-- Start --
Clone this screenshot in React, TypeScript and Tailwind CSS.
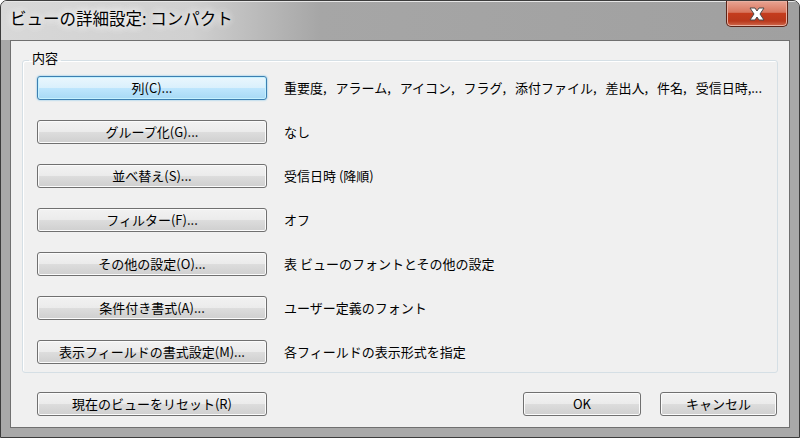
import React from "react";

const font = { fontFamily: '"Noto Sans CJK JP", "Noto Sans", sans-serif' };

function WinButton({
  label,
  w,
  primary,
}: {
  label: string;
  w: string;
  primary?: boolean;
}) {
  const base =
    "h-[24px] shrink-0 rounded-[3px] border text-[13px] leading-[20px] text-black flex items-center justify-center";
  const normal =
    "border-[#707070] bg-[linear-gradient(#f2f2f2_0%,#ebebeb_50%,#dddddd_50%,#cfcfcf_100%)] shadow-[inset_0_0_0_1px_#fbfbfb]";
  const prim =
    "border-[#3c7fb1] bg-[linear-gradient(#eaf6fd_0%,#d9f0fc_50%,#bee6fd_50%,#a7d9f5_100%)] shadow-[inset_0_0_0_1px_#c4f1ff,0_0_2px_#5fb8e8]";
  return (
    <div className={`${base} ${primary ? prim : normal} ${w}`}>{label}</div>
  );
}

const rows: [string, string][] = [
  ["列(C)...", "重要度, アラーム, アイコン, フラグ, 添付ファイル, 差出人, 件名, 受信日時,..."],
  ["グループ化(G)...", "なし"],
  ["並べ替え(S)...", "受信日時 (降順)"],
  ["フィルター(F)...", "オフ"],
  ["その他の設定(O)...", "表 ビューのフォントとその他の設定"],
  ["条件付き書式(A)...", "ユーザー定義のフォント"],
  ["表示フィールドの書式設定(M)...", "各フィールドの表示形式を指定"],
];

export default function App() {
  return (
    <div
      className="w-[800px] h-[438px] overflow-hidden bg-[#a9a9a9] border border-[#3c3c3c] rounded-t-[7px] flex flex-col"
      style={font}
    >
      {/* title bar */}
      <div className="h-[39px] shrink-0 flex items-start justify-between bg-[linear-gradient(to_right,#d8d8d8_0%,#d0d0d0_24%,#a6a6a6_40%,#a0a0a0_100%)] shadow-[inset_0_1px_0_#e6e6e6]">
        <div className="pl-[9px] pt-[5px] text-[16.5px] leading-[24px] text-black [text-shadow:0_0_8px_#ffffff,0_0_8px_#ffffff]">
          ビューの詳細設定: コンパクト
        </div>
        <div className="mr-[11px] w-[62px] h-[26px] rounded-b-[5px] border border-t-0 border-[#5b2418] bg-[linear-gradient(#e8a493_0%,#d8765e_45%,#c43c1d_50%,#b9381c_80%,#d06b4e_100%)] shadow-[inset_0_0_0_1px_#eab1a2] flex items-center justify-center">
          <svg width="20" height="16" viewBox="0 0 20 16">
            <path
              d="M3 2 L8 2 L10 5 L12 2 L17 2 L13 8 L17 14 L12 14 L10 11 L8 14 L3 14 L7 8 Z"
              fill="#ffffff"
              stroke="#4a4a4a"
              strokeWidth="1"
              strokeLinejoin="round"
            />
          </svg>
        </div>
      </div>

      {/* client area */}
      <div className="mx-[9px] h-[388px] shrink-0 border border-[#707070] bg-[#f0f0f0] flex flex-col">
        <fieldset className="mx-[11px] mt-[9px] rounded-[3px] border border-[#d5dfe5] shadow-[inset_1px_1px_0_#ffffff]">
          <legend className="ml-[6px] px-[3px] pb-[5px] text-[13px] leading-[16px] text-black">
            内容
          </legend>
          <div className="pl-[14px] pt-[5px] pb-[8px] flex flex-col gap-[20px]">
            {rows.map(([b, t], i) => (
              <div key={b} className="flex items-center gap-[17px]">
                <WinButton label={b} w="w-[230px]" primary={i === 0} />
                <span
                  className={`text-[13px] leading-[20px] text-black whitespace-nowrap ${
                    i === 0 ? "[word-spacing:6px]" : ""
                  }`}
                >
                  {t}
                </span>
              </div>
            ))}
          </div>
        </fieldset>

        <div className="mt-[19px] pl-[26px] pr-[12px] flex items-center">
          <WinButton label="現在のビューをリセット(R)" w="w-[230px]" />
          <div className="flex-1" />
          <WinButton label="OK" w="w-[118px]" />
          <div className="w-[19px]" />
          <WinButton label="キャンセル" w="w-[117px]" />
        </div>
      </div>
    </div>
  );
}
-- End --
Pull out and copy each line containing the string "React".

■ SOLUTION:
Clone this screenshot in React, TypeScript and Tailwind CSS.
import React from "react";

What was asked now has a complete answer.